The formation of the new CPD seems to confirm that neoconservatives are recognizing the crisis of credibility they have suffered due to the severe difficulties facing the occupation in Iraq, and have prepared a broad-based organization to advocate from outside the corridors of power. The very real prospect of a John Kerry presidency, in which neoconservatives are unlikely to occupy important positions, has combined with the sense that President George W.Bush has largely abandoned the unilateral and hyper-aggressive approach that characterized the build-up to the invasion of Iraq.
“This is what you do when you are preparing to go into opposition,” a leading Republican supporter of President Bush told the Daily Star, “its what you set up if you think you’ve lost the presidency. These guys don’t think they’ll get their way again no matter who wins in November.” “You set this up so that if Bush looses you are team B and everyone has to join you, and if he wins, you have a base even though everyone is sick of you starting wars,” he said.
The addition of Senator Lieberman as a Democratic patron for the group is a crucial indicator of the need many neoconservatives now feel to expand beyond their home in the Republican camp. This is in fact the third incarnation of a “Committee on the Present Danger,” the first being aimed at militarizing the confrontation with the Soviet Union in the 1950s, and the second taking an even more aggressive line on the cold war in the 1970s, led by hawkish Democratic Senator Henry “Scoop” Jackson. By its very name, the new CPD recalls the original home of many neoconservatives in the Jackson camp of the Democratic Party.
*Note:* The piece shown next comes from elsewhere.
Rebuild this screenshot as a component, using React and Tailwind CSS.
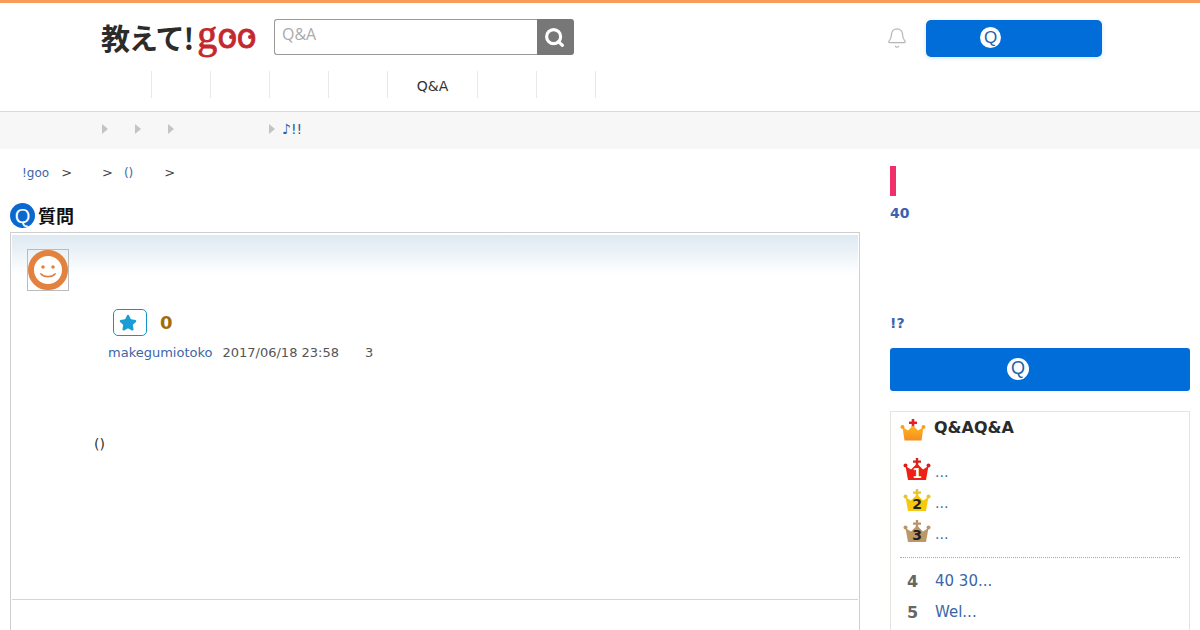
import { Search, Bell, Star } from "lucide-react";

const navWidths = ["w-[59px]", "w-[59px]", "w-[59px]", "w-[59px]", "w-[59px]", "w-[90px]", "w-[59px]", "w-[59px]"];

const Crown = ({ fill, dark, label, labelColor }) => (
  <svg viewBox="0 0 28 24" className="w-[28px] h-[24px] shrink-0">
    <path d="M12.8 1h2.4v2.6H18v2.2h-2.8V9h-2.4V5.8H10V3.6h2.8z" fill={dark} />
    <path d="M2.5 9l5.5 3.5 6-6 6 6L25.5 9 23 23H5z" fill={fill} />
    <circle cx="2.5" cy="8.5" r="2" fill={dark} />
    <circle cx="25.5" cy="8.5" r="2" fill={dark} />
    <text x="14" y="21" textAnchor="middle" fontSize="14" fontWeight="700" fontFamily="DejaVu Sans, sans-serif" fill={labelColor}>
      {label}
    </text>
  </svg>
);

const Triangle = () => <span className="block w-0 h-0 border-y-[5px] border-y-transparent border-l-[6px] border-l-[#c4c4c4]" />;

const Header = () => (
  <header className="border-t-[3px] border-[#f79c5a]">
    <div className="h-[109px] border-b border-[#d9d9d9]">
      {/* Logo + search */}
      <div className="flex items-start pl-[101px] pt-[16px] h-[68px]">
        <div className="relative flex items-center w-[173px] h-[36px] leading-none">
          <span className="font-['Noto_Sans_CJK_JP'] font-bold text-[29px] text-[#2b2b2b] tracking-[-1px]">教えて!</span>
          <span className="ml-[4px] mb-[5px] flex items-baseline text-[#c4282c]">
            <span className="font-['Liberation_Serif'] text-[40px] [-webkit-text-stroke:0.8px_#c4282c]">g</span>
            <span className="font-['DejaVu_Sans'] text-[33px] tracking-[-1px] [-webkit-text-stroke:0.8px_#c4282c]">oo</span>
          </span>
          <span className="absolute left-[128px] top-[16px] w-[4px] h-[4px] rounded-full bg-[#c4282c]" />
          <span className="absolute left-[147px] top-[16px] w-[4px] h-[4px] rounded-full bg-[#c4282c]" />
        </div>
        <div className="flex w-[300px] h-[36px]">
          <div className="flex-1 border border-[#999] border-r-0 rounded-l-[3px] pl-[7px] pt-[4px] text-[16px] leading-[20px] text-[#aaa] font-['Open_Sans']">Q&amp;A</div>
          <div className="w-[37px] bg-[#777] rounded-r-[3px] flex items-center justify-center pr-[2px]">
            <Search className="w-[21px] h-[21px] text-white" strokeWidth={3.6} />
          </div>
        </div>
        <div className="ml-auto mr-[98px] flex items-start">
          <Bell className="w-[22px] h-[22px] text-[#b5b5b5] mt-[8px] mr-[18px]" strokeWidth={1.3} />
          <div className="w-[176px] h-[37px] mt-[1px] bg-[#006dd9] rounded-[5px] shadow-[0_1px_4px_rgba(0,109,217,0.2)] flex items-center pl-[54px] pb-[2px]">
            <span className="w-[21px] h-[21px] rounded-full bg-white text-[#1f62ad] flex items-center justify-center text-[17px] font-['Liberation_Sans']">Q</span>
          </div>
        </div>
      </div>
      {/* Nav */}
      <nav className="flex pl-[93px]">
        {navWidths.map((w, i) => (
          <div key={i} className={`${w} h-[27px] pt-[4px] border-r border-[#e8e8e8] flex items-center justify-center text-[14px] text-[#333] font-['DejaVu_Sans']`}>
            {i === 5 ? "Q&A" : ""}
          </div>
        ))}
      </nav>
    </div>
    <div className="h-[37px] pb-[3px] bg-[#f7f7f7] flex items-center pl-[102px] font-['DejaVu_Sans'] text-[14px] text-[#2f5d9e]">
      <Triangle />
      <span className="ml-[27px]"><Triangle /></span>
      <span className="ml-[27px]"><Triangle /></span>
      <span className="ml-[95px]"><Triangle /></span>
      <span className="ml-[7px]">♪!!</span>
    </div>
  </header>
);

const Question = () => (
  <main className="w-[860px] pl-[10px]">
    {/* Breadcrumb */}
    <div className="h-[47px] pt-[15px] pl-[13px] flex items-start text-[12px] leading-[18px] text-[#3a66a8]">
      <span className="ml-[-1px]">!goo</span>
      <span className="ml-[12px] text-[#444] text-[13px]">&gt;</span>
      <span className="ml-[30px] text-[#444] text-[13px]">&gt;</span>
      <span className="ml-[11px]">()</span>
      <span className="ml-[31px] text-[#444] text-[13px]">&gt;</span>
    </div>
    {/* Heading */}
    <div className="flex items-center h-[25px] mt-[7px]">
      <span className="w-[25px] h-[25px] rounded-full bg-[#0a68cf] text-white flex items-center justify-center text-[20px] font-['Liberation_Sans']">Q</span>
      <span className="ml-[3px] mb-[2px] font-['Noto_Sans_CJK_JP'] font-bold text-[18px] leading-none text-[#111]">質問</span>
    </div>
    {/* Card */}
    <div className="mt-[4px] h-[420px] border border-[#cfcfcf] px-[1px] pt-[2px]">
      <div className="h-[365px] border-b border-[#d5d5d5] bg-gradient-to-b from-[#dde9f1] from-0% to-white to-[11%] pl-[15px] pt-[14px]">
        <div className="w-[42px] h-[42px] border border-[#bbb] flex items-center justify-center">
          <svg viewBox="0 0 40 40" className="w-[40px] h-[40px]">
            <circle cx="20" cy="20" r="17" fill="#fff" stroke="#e3813e" strokeWidth="6" />
            <circle cx="15" cy="17" r="1.8" fill="#e3813e" />
            <circle cx="25" cy="17" r="1.8" fill="#e3813e" />
            <path d="M13 24c3 3.4 11 3.4 14 0" fill="none" stroke="#e3813e" strokeWidth="1.8" strokeLinecap="round" />
          </svg>
        </div>
        <div className="flex items-center mt-[18px] ml-[86px]">
          <span className="w-[34px] h-[27px] border border-[#1594c9] rounded-[5px] flex items-center justify-center pr-[4px]">
            <Star className="w-[18px] h-[18px] text-[#1a9cd4] fill-[#1a9cd4]" />
          </span>
          <span className="ml-[13px] text-[18px] font-bold text-[#a36c08] font-['DejaVu_Sans']">0</span>
        </div>
        <div className="flex mt-[8px] ml-[81px] text-[13px] leading-[18px] font-['DejaVu_Sans']">
          <span className="text-[#3a66a8]">makegumiotoko</span>
          <span className="ml-[10px] text-[#555]">2017/06/18 23:58</span>
          <span className="ml-[26px] text-[#555]">3</span>
        </div>
        <p className="mt-[72px] ml-[67px] text-[14px] leading-[20px] text-[#333] font-['DejaVu_Sans']">()</p>
      </div>
    </div>
  </main>
);

const topRanks = [
  { fill: "#ee2016", dark: "#d8201c", label: "1", labelColor: "#fff" },
  { fill: "#f6c80e", dark: "#ecc22c", label: "2", labelColor: "#222" },
  { fill: "#bd9766", dark: "#b8956c", label: "3", labelColor: "#222" },
];

const Sidebar = () => (
  <aside className="w-[300px] ml-[30px] pt-[17px] font-['DejaVu_Sans']">
    <div className="w-[6px] h-[30px] bg-[#f0306a]" />
    <p className="mt-[9px] text-[14px] leading-[16px] font-bold text-[#3a62b0]">40</p>
    <p className="mt-[94px] text-[14px] leading-[16px] font-bold text-[#3a62b0]">!?</p>
    <div className="mt-[17px] h-[43px] pb-[2px] bg-[#006dd9] rounded-[3px] flex items-center pl-[117px]">
      <span className="w-[22px] h-[22px] rounded-full bg-white text-[#1f62ad] flex items-center justify-center text-[18px] font-['Liberation_Sans']">Q</span>
    </div>
    <div className="mt-[20px] border border-[#e6e4de] h-[300px] px-[9px]">
      <div className="flex items-start h-[32px] pt-[7px]">
        <svg viewBox="0 0 26 22" className="w-[26px] h-[22px]">
          <defs>
            <linearGradient id="gold" x1="0" y1="0" x2="0" y2="1">
              <stop offset="0" stopColor="#fdb81e" />
              <stop offset="1" stopColor="#f78c1e" />
            </linearGradient>
          </defs>
          <path d="M11.7 0h2.6v2.6H17v2.3h-2.700V8h-2.600V4.900H9V2.600h2.700z" fill="#e3202a" />
          <path d="M2.500 8l5.500 3.500 5-5 5 5L23.500 8l-2 13.500h-17z" fill="url(#gold)" />
          <circle cx="2.500" cy="8" r="2" fill="#f4a21e" />
          <circle cx="23.500" cy="8" r="2" fill="#f4a21e" />
        </svg>
        <span className="ml-[8px] text-[16px] leading-[18px] font-bold text-[#2b2b2b]">Q&amp;AQ&amp;A</span>
      </div>
      <div className="h-[114px] border-b border-dotted border-[#aaa] pl-[3px] pt-[6px]">
        {topRanks.map((r) => (
          <div key={r.label} className="flex items-end h-[31px]">
            <Crown {...r} />
            <span className="ml-[4px] text-[14px] leading-[18px] text-[#3a66a8]">...</span>
          </div>
        ))}
      </div>
      <div className="pt-[8px] text-[15px]">
        <div className="flex items-center h-[31px]">
          <span className="w-[25px] pl-[7px] text-[16px] font-bold text-[#666]">4</span>
          <span className="ml-[10px] text-[#3a66a8]">40 30...</span>
        </div>
        <div className="flex items-center h-[31px]">
          <span className="w-[25px] pl-[7px] text-[16px] font-bold text-[#666]">5</span>
          <span className="ml-[10px] text-[#3a66a8]">Wel...</span>
        </div>
      </div>
    </div>
  </aside>
);

export default function App() {
  return (
    <div className="w-[1200px] h-[630px] overflow-hidden bg-white font-['DejaVu_Sans']">
      <Header />
      <div className="flex">
        <Question />
        <Sidebar />
      </div>
    </div>
  );
}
Many traditional conservatives, foreign policy realists and other Republicans have become outspokenly critical of the neoconservative influence on Bush Administration policies and seem set to blame them for any defeat by Kerry.
Reacting to this increasing pressure, journalist and leading neoconservative ideologue William Kristol told the New York Times in April that the movement has “as much or more in common with the liberal hawks than with traditional conservatives,” and that “if we have to make common cause with the more hawkish liberals and fight the conservatives, that is fine with me, too.”
Kristol, along with several other prominent neoconservatives, has not been listed on the CPD membership list, which also has a striking lack of almost anyone with Middle East expertise. However, a quick glance at the 41 CPD members reveals deeply alarming attitudes, which range from the sinister to the absurd.
Perhaps the most hawkish is Norman Podhoretz, editor-at-large of Commentary magazine. He was the first to dub the project World War IV, and calls for “regime change” in a whole list of Middle Eastern states, governed by both pro-and anti-American regimes. He argues that the U.S. needs “the stomach to impose a new political culture on the defeated parties.”
Another CPD member, Laurie Mylroie of the American Enterprise Institute, has blamed the former Saddam Hussein regime not only for the attacks of September 11, 2001, but also for the first World Trade Center Bombing of 1993 and the bombing of the Murrah Federal Building in Oklahoma City by Timothy McVeigh in 1995. Old Washington hands recall, however, that until the Iraqi invasion of Kuwait in 1990, Mylroie was chiding the United States for not providing Iraq with sufficient military aid, and arguing it was in American interests that all power in Iraq be concentrated in Saddam Hussein’s hands.
Not that the rest of CPD’s membership, as represented on the organization’s website, could be accused of understatement. The threat is “a unprecedented challenge to international peace and stability” (Peter Brookes) and “as potent a threat to our freedom as? communism” (Henry Cooper). The foe is “every bit as dangerous as a Hitler, Mussolini, Tojo, or Stalin” (Victor Hanson), “the greatest threat to the US homeland in nearly two centuries” (Ed Meese), and “the greatest threat this country has ever faced in its entire history” (Norman Podhoretz). Moreover, it is “an unconditional and existential threat not only to America and Israel, but also to Judeo-Christian culture” (William Van Cleave), and “what is at stake? is the survival of our civilization ” (Stephen Solarz).
The CPD mission statement refers to “a global Islamist terror movement,” but gives no clear definition of who or what is included in this beyond Al-Qaeda and its allies. The definition of “the threat” on CPD’s website evinces further confusion, claiming that, “In the Middle East, Sunni extremists in Lebanon, the West Bank and the Gaza strip have organized into Asbat al-Ansar and the more widely known Hamas and Hezballah?” The last group, of course, is a Lebanese Shiite political organization, again raising the question of how little expertise and even basic knowledge will be informing CPD’s efforts to “educate the American people about the threat posed by a global Islamist terror movement.”
Perhaps even more ominously, CPD’s statements continuously refer to “regimes that support” the terrorist movement, without mentioning any by name. The Daily Star invited CPD’s communications director Geoff Freeman to identify these regimes, and he declined to do so, saying, “at this point the committee has not identified those regimes.” “It’s perfect for these guys,” the leading Bush supporter told the Daily Star, “with formulations this vague it could be anyone, anywhere, anytime.”